#### [Written exercise]
The line containing "w-[1942px] h-[1288px] overflow-hidden" marks the end: extract everything from the first line of the data through that line, exactly, with no pictures.
========================================
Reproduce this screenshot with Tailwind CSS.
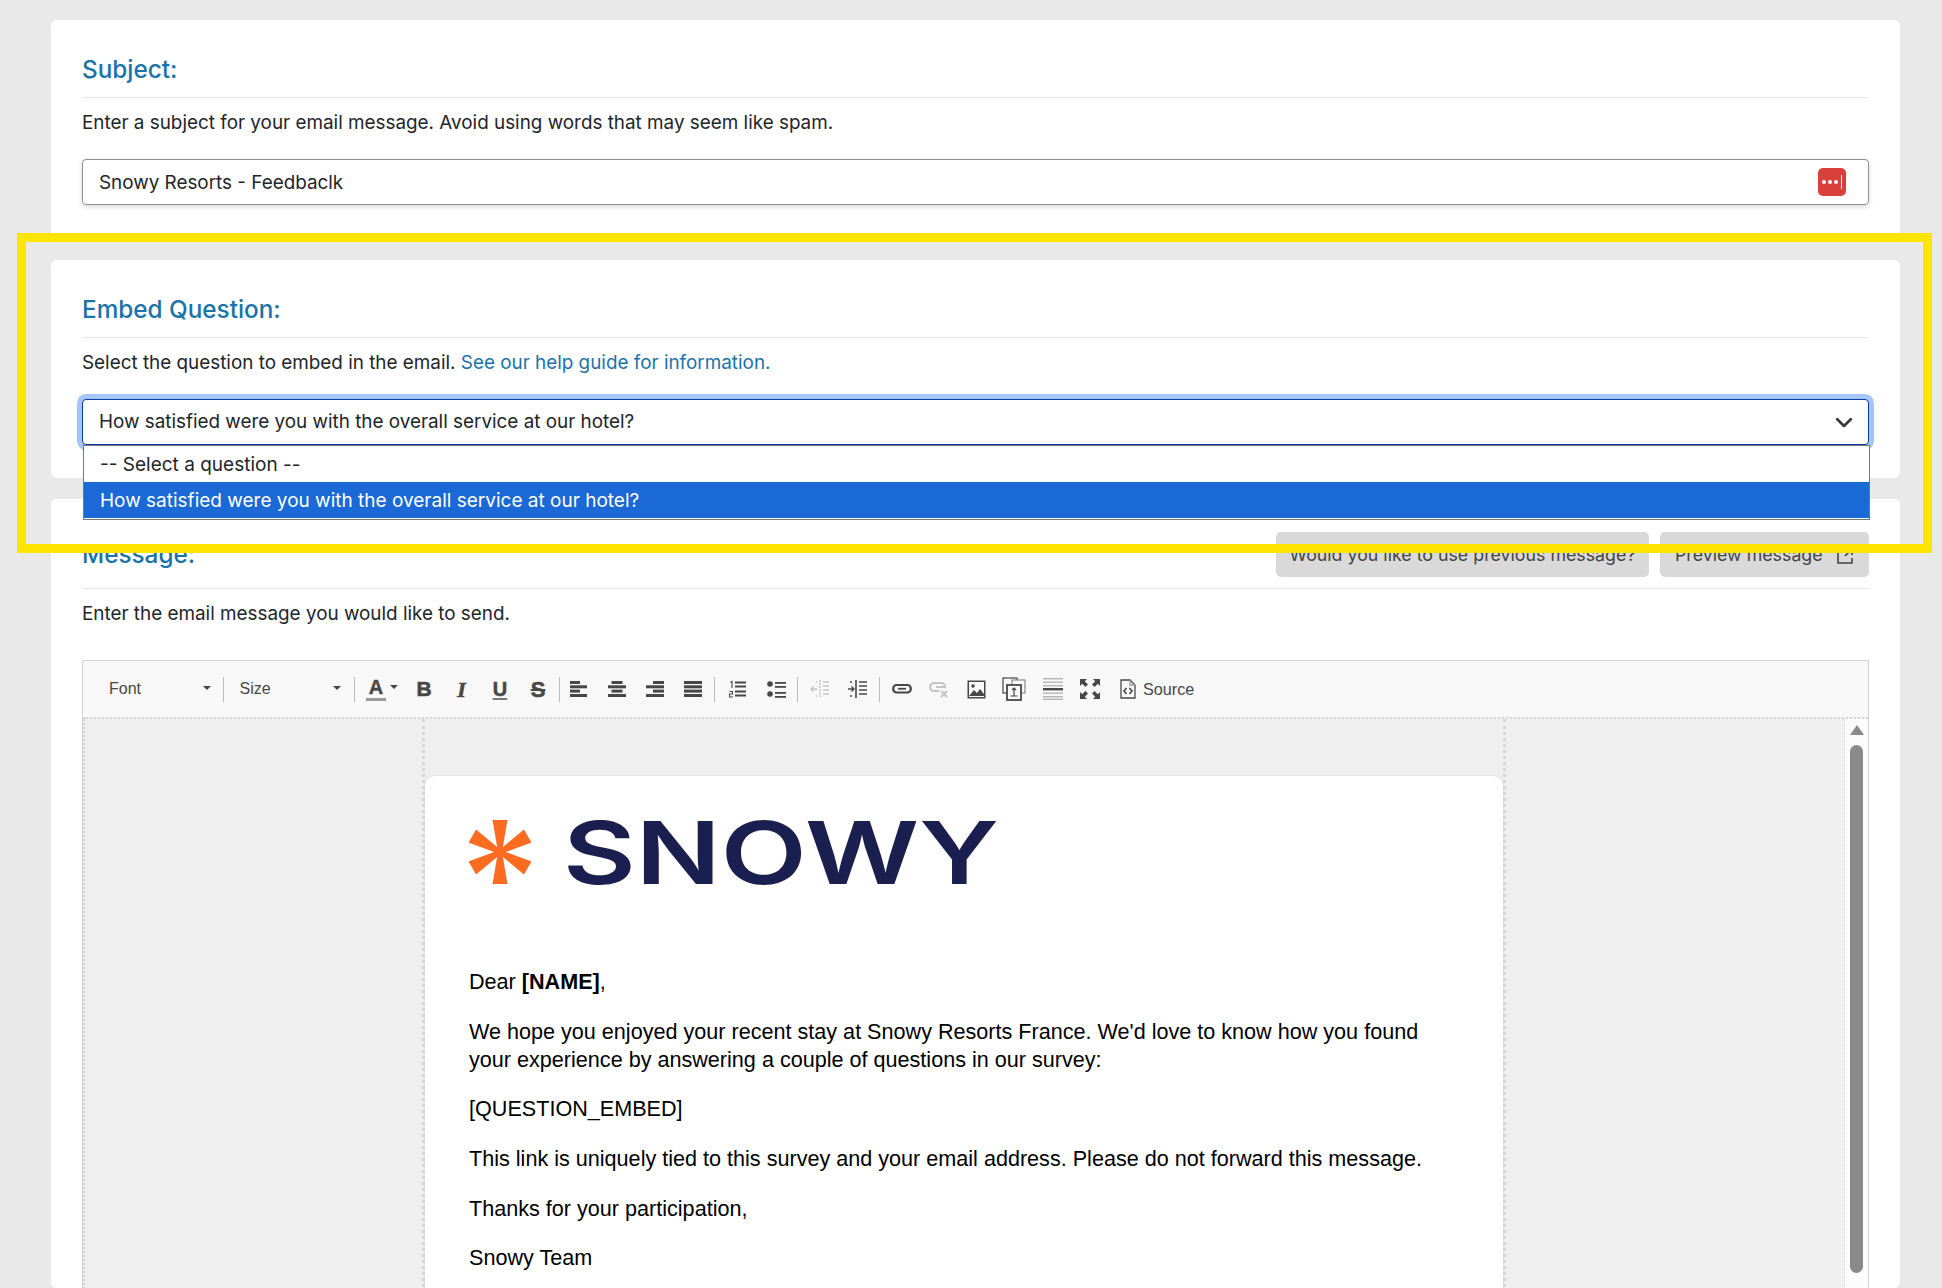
<!DOCTYPE html>
<html><head><meta charset="utf-8">
<script src="https://cdn.jsdelivr.net/npm/@tailwindcss/browser@4"></script>
</head>
<body class="m-0">
<div class="relative w-[1942px] h-[1288px] overflow-hidden bg-[#e9e9e9] pl-[51px] pr-[42px] pt-[20px] font-['Inter',sans-serif] text-[#212529]">

  <section class="bg-white rounded-[6px] px-[31px] pt-[33px] h-[219px] mb-[21px]">
    <h2 class="h-[34px] leading-[32px] text-[24.3px] font-medium text-[#1a73a8]">Subject:</h2>
    <div class="mt-[10px] h-px bg-[#e5e5e5]"></div>
    <p class="mt-[13px] h-[24px] leading-[24px] text-[18.87px]">Enter a subject for your email message. Avoid using words that may seem like spam.</p>
    <div class="mt-[24px] h-[46px] border border-[#8f8f8f] rounded-[4px] shadow-[0_2px_5px_rgba(0,0,0,0.15)] flex items-center justify-between pl-[16px] pr-[22px] text-[18.87px]">
      <span class="pt-[2px]">Snowy Resorts - Feedbaclk</span>
      <span class="w-[28px] h-[28px] rounded-[5px] bg-[#d9403a] flex items-center justify-center">
        <svg width="24" height="14" viewBox="0 0 24 14"><g fill="#fff"><circle cx="4" cy="7" r="2"/><circle cx="10" cy="7" r="2"/><circle cx="16" cy="7" r="2"/><rect x="21" y="0" width="1" height="14"/></g></svg>
      </span>
    </div>
  </section>

  <section class="bg-white rounded-[6px] px-[31px] pt-[33px] h-[218px] mb-[21px]">
    <h2 class="h-[34px] leading-[32px] text-[24.3px] font-medium text-[#1a73a8]">Embed Question:</h2>
    <div class="mt-[10px] h-px bg-[#e5e5e5]"></div>
    <p class="mt-[13px] h-[24px] leading-[24px] text-[18.87px]">Select the question to embed in the email. <a class="text-[#1a73a8]">See our help guide for information.</a></p>
    <div class="relative mt-[24px] h-[46px] w-[1787px] border border-[#0b3d9e] rounded-[4px] ring-[5px] ring-[#a6c5f7] flex items-center justify-between pl-[16px] pr-[15px] text-[18.87px] bg-white">
      <span>How satisfied were you with the overall service at our hotel?</span>
      <svg width="18" height="18" viewBox="0 0 16 16" fill="none" stroke="#343a40" stroke-width="2.4" stroke-linecap="round" stroke-linejoin="round"><path d="M2 5.500l6 6 6-6"/></svg>
    </div>
  </section>

  <section class="bg-white rounded-[6px] px-[31px] pt-[33px] h-[789px]">
    <div class="flex items-center justify-between h-[45px]">
      <h2 class="text-[24.3px] font-medium text-[#1a73a8] leading-[34px] pb-[2px]">Message:</h2>
      <div class="flex gap-[11px]">
        <button class="h-[45px] w-[373px] rounded-[5px] bg-[#d9d9d9] text-[#444] text-[17.8px] text-center pt-[2px]">Would you like to use previous message?</button>
        <button class="h-[45px] w-[209px] rounded-[5px] bg-[#d9d9d9] text-[#444] text-[17.8px] flex items-center pl-[15px] pt-[2px] gap-[13px]">Preview message
          <svg width="18" height="18" viewBox="0 0 18 18" fill="none" stroke="#444" stroke-width="1.6"><path d="M7 3H2v13h14v-5M10 2h6v6M16 2l-7 7"/></svg>
        </button>
      </div>
    </div>
    <div class="mt-[11px] h-px bg-[#e5e5e5]"></div>
    <p class="mt-[13px] h-[24px] leading-[24px] text-[18.87px]">Enter the email message you would like to send.</p>

    <div class="mt-[34px] w-[1787px] border border-[#d1d1d1] font-['Liberation_Sans',Arial,sans-serif]">
      <div class="h-[56px] bg-[#f8f8f8] flex items-center text-[#474747]">
        <div class="ml-[26px] w-[114px] flex items-center text-[16px] relative">Font<span class="absolute left-[94px] top-[9px] border-x-[4px] border-t-[4px] border-x-transparent border-t-[#474747]"></span></div>
        <span class="w-px h-[25px] bg-[#bcbcbc]"></span>
        <div class="pl-[15.500px] w-[130px] flex items-center text-[16px] relative">Size<span class="absolute left-[109px] top-[9px] border-x-[4px] border-t-[4px] border-x-transparent border-t-[#474747]"></span></div>
        <span class="w-px h-[25px] bg-[#bcbcbc]"></span>
        <div class="w-[50px] h-[30px] relative">
          <span class="absolute left-[11px] top-[1px] w-[20px] text-center text-[20px] leading-[24px] font-bold [-webkit-text-stroke:0.4px_#474747]">A</span>
          <span class="absolute left-[11px] top-[24px] w-[20px] h-[3px] bg-[#9a9a9a]"></span>
          <span class="absolute left-[35px] top-[11px] border-x-[4px] border-t-[4px] border-x-transparent border-t-[#474747]"></span>
        </div>
        <div class="w-[38px] text-center text-[21px] font-bold [-webkit-text-stroke:0.6px_#474747]">B</div>
        <div class="w-[38px] text-center text-[22px] font-bold italic font-['Liberation_Serif',serif] [-webkit-text-stroke:0.6px_#474747] pr-[1px]">I</div>
        <div class="w-[38px] text-center text-[20px] font-bold underline decoration-[#777] decoration-2 underline-offset-[2px] [-webkit-text-stroke:0.5px_#474747]">U</div>
        <div class="w-[38px] text-center text-[22px] font-bold line-through [-webkit-text-stroke:0.5px_#474747]">S</div>
        <span class="ml-[2px] w-px h-[25px] bg-[#bcbcbc]"></span>
        <div class="w-[38px] flex justify-center"><svg width="18" height="16" fill="#474747"><rect width="10" height="3"/><rect y="4.300" width="17" height="3"/><rect y="8.600" width="10" height="3"/><rect y="13" width="17" height="3"/></svg></div>
        <div class="w-[38px] flex justify-center"><svg width="18" height="16" fill="#474747"><rect x="3.500" width="11" height="3"/><rect y="4.300" width="18" height="3"/><rect x="3.500" y="8.600" width="11" height="3"/><rect y="13" width="18" height="3"/></svg></div>
        <div class="w-[38px] flex justify-center"><svg width="18" height="16" fill="#474747"><rect x="7" width="11" height="3"/><rect y="4.300" width="18" height="3"/><rect x="7" y="8.600" width="11" height="3"/><rect y="13" width="18" height="3"/></svg></div>
        <div class="w-[38px] flex justify-center"><svg width="18" height="16" fill="#474747"><rect width="18" height="3"/><rect y="4.300" width="18" height="3"/><rect y="8.600" width="18" height="3"/><rect y="13" width="18" height="3"/></svg></div>
        <span class="ml-[2px] w-px h-[25px] bg-[#bcbcbc]"></span>
        <div class="ml-[4px] w-[38px] flex justify-center"><svg width="18" height="18" fill="none" stroke="#474747" stroke-width="1.1"><path d="M1.500 2.500l1.500-1v6.500"/><path d="M.5 11.500h3v2.500h-3v3h3.500"/><path stroke-width="1.8" d="M6 2.500h11M6 6.500h11M6 11.500h11M6 15.500h11"/></svg></div>
        <div class="w-[38px] flex justify-center"><svg width="19" height="18" fill="#474747"><circle cx="3" cy="4" r="2.800"/><circle cx="3" cy="14" r="2.800"/><rect x="8" y="2" width="11" height="1.800"/><rect x="8" y="6" width="11" height="1.800"/><rect x="8" y="12" width="11" height="1.800"/><rect x="8" y="16" width="11" height="1.800"/></svg></div>
        <span class="ml-[2px] w-px h-[25px] bg-[#bcbcbc]"></span>
        <div class="ml-[3px] w-[38px] flex justify-center"><svg width="20" height="20" fill="none" stroke="#c4c4c4" stroke-width="1.400"><path d="M10 1v18" stroke-dasharray="2 1"/><path d="M13 3h6M13 7h6M13 11h6M13 15h6"/><path d="M7 10H1M3.500 7.500L1 10l2.500 2.500"/><path d="M6 3h1M6 17h1"/></svg></div>
        <div class="w-[38px] flex justify-center"><svg width="20" height="20" fill="none" stroke="#474747" stroke-width="1.400"><path d="M8 1v18" stroke-width="1.600"/><path d="M11 3h8M11 7h8M11 11h8M11 15h8"/><path d="M0 10h6M3.500 7.500L6 10l-2.500 2.500"/><path d="M2 3h2M2 17h2"/></svg></div>
        <span class="ml-[2px] w-px h-[25px] bg-[#bcbcbc]"></span>
        <div class="ml-[3px] w-[37.500px] flex justify-center"><svg width="20" height="14" fill="none" stroke="#474747" stroke-width="2.200"><rect x="1.200" y="3" width="17.600" height="7.500" rx="3.500"/><path d="M6 6.750h8" stroke-width="1.800"/></svg></div>
        <div class="w-[37.500px] flex justify-center"><svg width="20" height="18" fill="none" stroke="#c4c4c4" stroke-width="2"><path d="M10 11H5a4 4 0 010-8h7a4 4 0 014 3"/><path d="M7 7h7a4 4 0 013 1"/><path d="M12 11l6 6M18 11l-6 6"/></svg></div>
        <div class="w-[37.500px] flex justify-center"><svg width="19" height="19" fill="none"><rect x=".5" y=".5" width="18" height="18" fill="#474747"/><rect x="2" y="2" width="15" height="15" fill="#f8f8f8"/><circle cx="6" cy="6" r="1.800" fill="#474747"/><path d="M2 16l5-6 3 3 3-4 4 5v2H2z" fill="#474747"/></svg></div>
        <div class="w-[37.500px] flex justify-center"><svg width="24" height="24" fill="#f8f8f8" stroke="#474747" stroke-width="1.200"><rect x="1" y="1" width="14" height="15"/><rect x="10" y="3" width="13" height="13" stroke="#8a8a8a"/><rect x="5" y="8" width="14" height="15" stroke-width="1.800"/><path d="M12 11v8M8.500 19h7M10 13l2-2 2 2" fill="none"/></svg></div>
        <div class="ml-[1px] w-[37.500px] flex justify-center"><svg width="20" height="22" fill="#b5b5b5"><rect y="0" width="20" height="1.400"/><rect y="3.500" width="20" height="1.400"/><rect y="7" width="20" height="1.400"/><rect y="10" width="20" height="2.400" fill="#474747"/><rect y="14.500" width="20" height="1.400"/><rect y="18" width="20" height="1.400"/><rect y="20.600" width="20" height="1.400"/></svg></div>
        <div class="w-[37.500px] flex justify-center"><svg width="20" height="20" fill="#474747"><path d="M0 0h7l-2.200 2.200L8 5.400 5.400 8 2.200 4.800 0 7zM20 0v7l-2.200-2.200L14.600 8 12 5.400l3.200-3.200L13 0zM0 20v-7l2.200 2.200L5.400 12 8 14.600l-3.200 3.200L7 20zM20 20h-7l2.200-2.200L12 14.600l2.600-2.600 3.200 3.200L20 13z"/></svg></div>
        <div class="ml-[11px] flex items-center gap-[7px]">
          <svg width="16" height="20" fill="none" stroke="#474747" stroke-width="1.300"><path d="M1 1h9l5 5v13H1z"/><path d="M10 1v5h5" stroke="#9a9a9a"/><path d="M6.500 9L4 12l2.500 3M9.500 9L12 12l-2.500 3" stroke-width="1.600"/></svg>
          <span class="text-[16.2px] text-[#474747]">Source</span>
        </div>
      </div>

      <div class="flex h-[600px] bg-[#efefef] border-t-2 border-dotted border-[#d6d6d6]">
        <div class="w-[339px] border-l-2 border-dotted border-[#d6d6d6]"></div>
        <div class="w-[1084px] border-x-[3px] border-dotted border-[#d6d6d6] pt-[57px]">
          <div class="bg-white rounded-t-[10px] h-[600px] pl-[44px] pt-[41px] text-[21.6px] leading-[28px] text-black shadow-[0_0_2px_#ccc]">
            <svg width="540" height="70" viewBox="0 0 540 70" class="block">
              <g transform="translate(31 35)" fill="#ff6b21">
                <path d="M-7.500 -32H7.500L2.500 -3H-2.500z"/>
                <path transform="rotate(60)" d="M-7.500 -32H7.500L2.500 -3H-2.500z"/>
                <path transform="rotate(120)" d="M-7.500 -32H7.500L2.500 -3H-2.500z"/>
                <path transform="rotate(180)" d="M-7.500 -32H7.500L2.500 -3H-2.500z"/>
                <path transform="rotate(240)" d="M-7.500 -32H7.500L2.500 -3H-2.500z"/>
                <path transform="rotate(300)" d="M-7.500 -32H7.500L2.500 -3H-2.500z"/>
                <circle r="5"/>
              </g>
              <text x="94" y="66.500" font-family="Inter" font-weight="600" font-size="87" fill="#1a1f4f" textLength="436" lengthAdjust="spacingAndGlyphs">SNOWY</text>
            </svg>
            <p class="mt-[80.5px]">Dear <b>[NAME]</b>,</p>
            <p class="mt-[22.4px]">We hope you enjoyed your recent stay at Snowy Resorts France. We'd love to know how you found<br>your experience by answering a couple of questions in our survey:</p>
            <p class="mt-[21.6px]">[QUESTION_EMBED]</p>
            <p class="mt-[21.4px]">This link is uniquely tied to this survey and your email address. Please do not forward this message.</p>
            <p class="mt-[21.8px]">Thanks for your participation,</p>
            <p class="mt-[21px]">Snowy Team</p>
          </div>
        </div>
        <div class="flex-1"></div>
        <div class="w-[24px] bg-[#fcfcfc] border-l border-dotted border-[#d6d6d6] relative">
          <span class="absolute left-[5px] top-[6px] border-x-[7px] border-b-[10px] border-x-transparent border-b-[#8a8a8a]"></span>
          <span class="absolute left-[5px] top-[26px] w-[13px] h-[528px] rounded-full bg-[#8a8a8a]"></span>
        </div>
      </div>
    </div>
  </section>

  <div class="absolute left-[83px] top-[445px] w-[1787px] h-[75px] bg-white border border-[#767676] text-[19px]">
    <div class="h-[36px] leading-[38px] pl-[16px] text-[#212529]">-- Select a question --</div>
    <div class="h-[36px] leading-[38px] pl-[16px] bg-[#1a69d6] text-white">How satisfied were you with the overall service at our hotel?</div>
  </div>

  <div class="absolute left-[17px] top-[233px] w-[1915px] h-[320px] border-[9px] border-[#ffe600] pointer-events-none"></div>
</div>
</body></html>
========================================
#### [Result for this exercise]
Reproduce this screenshot with Tailwind CSS.
<!DOCTYPE html>
<html><head><meta charset="utf-8">
<script src="https://cdn.jsdelivr.net/npm/@tailwindcss/browser@4"></script>
</head>
<body class="m-0">
<div class="relative w-[1942px] h-[1288px] overflow-hidden bg-[#e9e9e9] pl-[51px] pr-[42px] pt-[20px] font-['Inter',sans-serif] text-[#212529]">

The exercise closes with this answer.